Give every line of the data again, unchanged, but with no pictures.

-- Begin Material --

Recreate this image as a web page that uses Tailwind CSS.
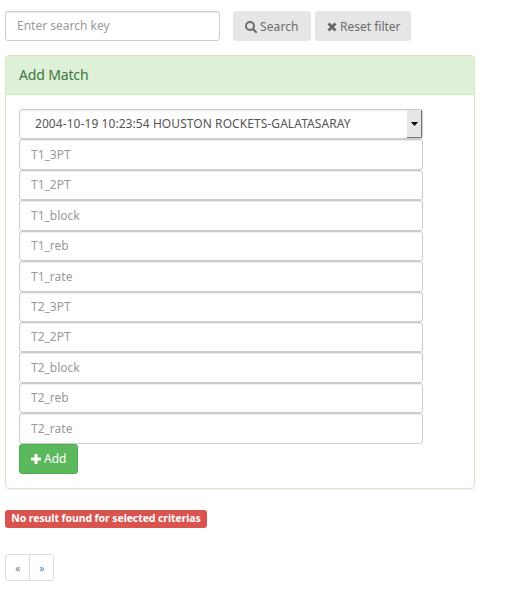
<!DOCTYPE html>
<html lang="en">
<head>
<meta charset="utf-8">
<title>Add Match</title>
<script src="https://cdn.jsdelivr.net/npm/@tailwindcss/browser@4"></script>
</head>
<body class="bg-white pl-[5px] pt-[11px] font-['Noto_Sans',sans-serif] text-[12px] text-[#333] overflow-hidden">
<form class="flex h-[30px]">
  <input type="text" placeholder="Enter search key" class="w-[215px] h-[30px] rounded-[3px] border border-[#ccc] px-[11px] pb-px shadow-[inset_0_1px_1px_rgba(0,0,0,0.075)] placeholder:text-[#999]">
  <button type="button" class="ml-[13px] w-[78px] h-[30px] rounded-[3px] bg-[#e6e6e6] text-[#6b6b6b] flex items-center pl-[12px] gap-[3px]">
    <svg class="w-[12px] h-[12px] mt-px shrink-0" viewBox="0 0 12 12" fill="none" stroke="#6b6b6b" stroke-width="1.9"><circle cx="5" cy="5" r="4"/><path d="M8 8l3 3" stroke-width="2.2" stroke-linecap="round"/></svg>
    <span class="pt-px tracking-[0.1px]">Search</span>
  </button>
  <button type="button" class="ml-[4px] w-[96px] h-[30px] rounded-[3px] bg-[#e6e6e6] text-[#6b6b6b] flex items-center pl-[12px] gap-[3px]">
    <svg class="w-[10px] h-[10px] mt-px shrink-0" viewBox="0 0 10 10" stroke="#666" stroke-width="2.8"><path d="M1.5 1.5l7 7M8.5 1.5l-7 7"/></svg>
    <span class="pt-px">Reset filter</span>
  </button>
</form>
<section class="mt-[14px] w-[470px] h-[434px] rounded-[4px] border border-[#d0e9c0] shadow-[0_1px_1px_rgba(0,0,0,0.05)]">
  <h3 class="h-[39px] rounded-t-[3px] border-b border-[#d0e9c0] bg-[#dff0d8] px-[13px] text-[14px] leading-[38px] tracking-[-0.15px] text-[#3c763d]">Add Match</h3>
  <form class="pl-[13px] pt-[14px]">
    <div class="flex w-[404px] h-[30.4px] rounded-[3px] border border-[#ccc] shadow-[inset_0_1px_1px_rgba(0,0,0,0.075)] text-[#555]">
      <span class="flex-1 pl-[15px] leading-[27px] tracking-[0.07px] whitespace-nowrap">2004-10-19 10:23:54 HOUSTON ROCKETS-GALATASARAY</span>
      <span class="w-[15px] h-[28px] bg-[#e6e6e6] border-r border-b border-[#777] flex items-center justify-center"><svg class="w-[7px] h-[4px]" viewBox="0 0 7 4"><path d="M0 0h7L3.5 4z" fill="#000"/></svg></span>
    </div>
    <div class="flex flex-col w-[404px]">
      <input placeholder="T1_3PT" class="h-[30.45px] rounded-[3px] border border-[#ccc] px-[11px] pb-[0.5px] shadow-[inset_0_1px_1px_rgba(0,0,0,0.075)] placeholder:text-[#999]">
      <input placeholder="T1_2PT" class="h-[30.45px] rounded-[3px] border border-[#ccc] px-[11px] pb-[0.5px] shadow-[inset_0_1px_1px_rgba(0,0,0,0.075)] placeholder:text-[#999]">
      <input placeholder="T1_block" class="h-[30.45px] rounded-[3px] border border-[#ccc] px-[11px] pb-[0.5px] shadow-[inset_0_1px_1px_rgba(0,0,0,0.075)] placeholder:text-[#999]">
      <input placeholder="T1_reb" class="h-[30.45px] rounded-[3px] border border-[#ccc] px-[11px] pb-[0.5px] shadow-[inset_0_1px_1px_rgba(0,0,0,0.075)] placeholder:text-[#999]">
      <input placeholder="T1_rate" class="h-[30.45px] rounded-[3px] border border-[#ccc] px-[11px] pb-[0.5px] shadow-[inset_0_1px_1px_rgba(0,0,0,0.075)] placeholder:text-[#999]">
      <input placeholder="T2_3PT" class="h-[30.45px] rounded-[3px] border border-[#ccc] px-[11px] pb-[0.5px] shadow-[inset_0_1px_1px_rgba(0,0,0,0.075)] placeholder:text-[#999]">
      <input placeholder="T2_2PT" class="h-[30.45px] rounded-[3px] border border-[#ccc] px-[11px] pb-[0.5px] shadow-[inset_0_1px_1px_rgba(0,0,0,0.075)] placeholder:text-[#999]">
      <input placeholder="T2_block" class="h-[30.45px] rounded-[3px] border border-[#ccc] px-[11px] pb-[0.5px] shadow-[inset_0_1px_1px_rgba(0,0,0,0.075)] placeholder:text-[#999]">
      <input placeholder="T2_reb" class="h-[30.45px] rounded-[3px] border border-[#ccc] px-[11px] pb-[0.5px] shadow-[inset_0_1px_1px_rgba(0,0,0,0.075)] placeholder:text-[#999]">
      <input placeholder="T2_rate" class="h-[30.45px] rounded-[3px] border border-[#ccc] px-[11px] pb-[0.5px] shadow-[inset_0_1px_1px_rgba(0,0,0,0.075)] placeholder:text-[#999]">
    </div>
    <button type="button" class="w-[59px] h-[30px] rounded-[3px] border border-[#4cae4c] bg-[#5cb85c] text-white flex items-center pl-[11px] gap-[3px]">
      <svg class="w-[10px] h-[10px] shrink-0" viewBox="0 0 10 10" fill="#fff"><path d="M3.5 0h3v3.5H10v3H6.5V10h-3V6.5H0v-3h3.5z"/></svg>
      <span class="leading-[18px]">Add</span>
    </button>
  </form>
</section>
<div class="mt-[21px] w-[202px] h-[18px] rounded-[3px] bg-[#d9534f] text-center text-[10.5px] font-bold leading-[17px] tracking-[-0.09px] text-white whitespace-nowrap">No result found for selected criterias</div>
<nav class="mt-[26px] flex w-[49px] h-[27px] rounded-[3px] border border-[#ddd] text-[10px] leading-[26px] text-center">
  <a class="w-[24px] text-[#777]">«</a>
  <a class="w-[24px] border-l border-[#ddd] text-[#428bca]">»</a>
</nav>
</body>
</html>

-- End Material --

*Written reply*
Recreate this image as a web page that uses Tailwind CSS.
<!DOCTYPE html>
<html lang="en">
<head>
<meta charset="utf-8">
<title>Add Match</title>
<script src="https://cdn.jsdelivr.net/npm/@tailwindcss/browser@4"></script>
</head>
<body class="bg-white pl-[5px] pt-[11px] font-['Noto_Sans',sans-serif] text-[12px] text-[#333] overflow-hidden">
<form class="flex h-[30px]">
  <input type="text" placeholder="Enter search key" class="w-[215px] h-[30px] rounded-[3px] border border-[#ccc] px-[11px] pb-px shadow-[inset_0_1px_1px_rgba(0,0,0,0.075)] placeholder:text-[#999]">
  <button type="button" class="ml-[13px] w-[78px] h-[30px] rounded-[3px] bg-[#e6e6e6] text-[#6b6b6b] flex items-center pl-[12px] gap-[3px]">
    <svg class="w-[12px] h-[12px] mt-px shrink-0" viewBox="0 0 12 12" fill="none" stroke="#6b6b6b" stroke-width="1.9"><circle cx="5" cy="5" r="4"/><path d="M8 8l3 3" stroke-width="2.2" stroke-linecap="round"/></svg>
    <span class="pt-px tracking-[0.1px]">Search</span>
  </button>
  <button type="button" class="ml-[4px] w-[96px] h-[30px] rounded-[3px] bg-[#e6e6e6] text-[#6b6b6b] flex items-center pl-[12px] gap-[3px]">
    <svg class="w-[10px] h-[10px] mt-px shrink-0" viewBox="0 0 10 10" stroke="#666" stroke-width="2.8"><path d="M1.5 1.5l7 7M8.5 1.5l-7 7"/></svg>
    <span class="pt-px">Reset filter</span>
  </button>
</form>
<section class="mt-[14px] w-[470px] h-[434px] rounded-[4px] border border-[#d0e9c0] shadow-[0_1px_1px_rgba(0,0,0,0.05)]">
  <h3 class="h-[39px] rounded-t-[3px] border-b border-[#d0e9c0] bg-[#dff0d8] px-[13px] text-[14px] leading-[38px] tracking-[-0.15px] text-[#3c763d]">Add Match</h3>
  <form class="pl-[13px] pt-[14px]">
    <div class="flex w-[404px] h-[30.4px] rounded-[3px] border border-[#ccc] shadow-[inset_0_1px_1px_rgba(0,0,0,0.075)] text-[#555]">
      <span class="flex-1 pl-[15px] leading-[27px] tracking-[0.07px] whitespace-nowrap">2004-10-19 10:23:54 HOUSTON ROCKETS-GALATASARAY</span>
      <span class="w-[15px] h-[28px] bg-[#e6e6e6] border-r border-b border-[#777] flex items-center justify-center"><svg class="w-[7px] h-[4px]" viewBox="0 0 7 4"><path d="M0 0h7L3.5 4z" fill="#000"/></svg></span>
    </div>
    <div class="flex flex-col w-[404px]">
      <input placeholder="T1_3PT" class="h-[30.45px] rounded-[3px] border border-[#ccc] px-[11px] pb-[0.5px] shadow-[inset_0_1px_1px_rgba(0,0,0,0.075)] placeholder:text-[#999]">
      <input placeholder="T1_2PT" class="h-[30.45px] rounded-[3px] border border-[#ccc] px-[11px] pb-[0.5px] shadow-[inset_0_1px_1px_rgba(0,0,0,0.075)] placeholder:text-[#999]">
      <input placeholder="T1_block" class="h-[30.45px] rounded-[3px] border border-[#ccc] px-[11px] pb-[0.5px] shadow-[inset_0_1px_1px_rgba(0,0,0,0.075)] placeholder:text-[#999]">
      <input placeholder="T1_reb" class="h-[30.45px] rounded-[3px] border border-[#ccc] px-[11px] pb-[0.5px] shadow-[inset_0_1px_1px_rgba(0,0,0,0.075)] placeholder:text-[#999]">
      <input placeholder="T1_rate" class="h-[30.45px] rounded-[3px] border border-[#ccc] px-[11px] pb-[0.5px] shadow-[inset_0_1px_1px_rgba(0,0,0,0.075)] placeholder:text-[#999]">
      <input placeholder="T2_3PT" class="h-[30.45px] rounded-[3px] border border-[#ccc] px-[11px] pb-[0.5px] shadow-[inset_0_1px_1px_rgba(0,0,0,0.075)] placeholder:text-[#999]">
      <input placeholder="T2_2PT" class="h-[30.45px] rounded-[3px] border border-[#ccc] px-[11px] pb-[0.5px] shadow-[inset_0_1px_1px_rgba(0,0,0,0.075)] placeholder:text-[#999]">
      <input placeholder="T2_block" class="h-[30.45px] rounded-[3px] border border-[#ccc] px-[11px] pb-[0.5px] shadow-[inset_0_1px_1px_rgba(0,0,0,0.075)] placeholder:text-[#999]">
      <input placeholder="T2_reb" class="h-[30.45px] rounded-[3px] border border-[#ccc] px-[11px] pb-[0.5px] shadow-[inset_0_1px_1px_rgba(0,0,0,0.075)] placeholder:text-[#999]">
      <input placeholder="T2_rate" class="h-[30.45px] rounded-[3px] border border-[#ccc] px-[11px] pb-[0.5px] shadow-[inset_0_1px_1px_rgba(0,0,0,0.075)] placeholder:text-[#999]">
    </div>
    <button type="button" class="w-[59px] h-[30px] rounded-[3px] border border-[#4cae4c] bg-[#5cb85c] text-white flex items-center pl-[11px] gap-[3px]">
      <svg class="w-[10px] h-[10px] shrink-0" viewBox="0 0 10 10" fill="#fff"><path d="M3.5 0h3v3.5H10v3H6.5V10h-3V6.5H0v-3h3.5z"/></svg>
      <span class="leading-[18px]">Add</span>
    </button>
  </form>
</section>
<div class="mt-[21px] w-[202px] h-[18px] rounded-[3px] bg-[#d9534f] text-center text-[10.5px] font-bold leading-[17px] tracking-[-0.09px] text-white whitespace-nowrap">No result found for selected criterias</div>
<nav class="mt-[26px] flex w-[49px] h-[27px] rounded-[3px] border border-[#ddd] text-[10px] leading-[26px] text-center">
  <a class="w-[24px] text-[#777]">«</a>
  <a class="w-[24px] border-l border-[#ddd] text-[#428bca]">»</a>
</nav>
</body>
</html>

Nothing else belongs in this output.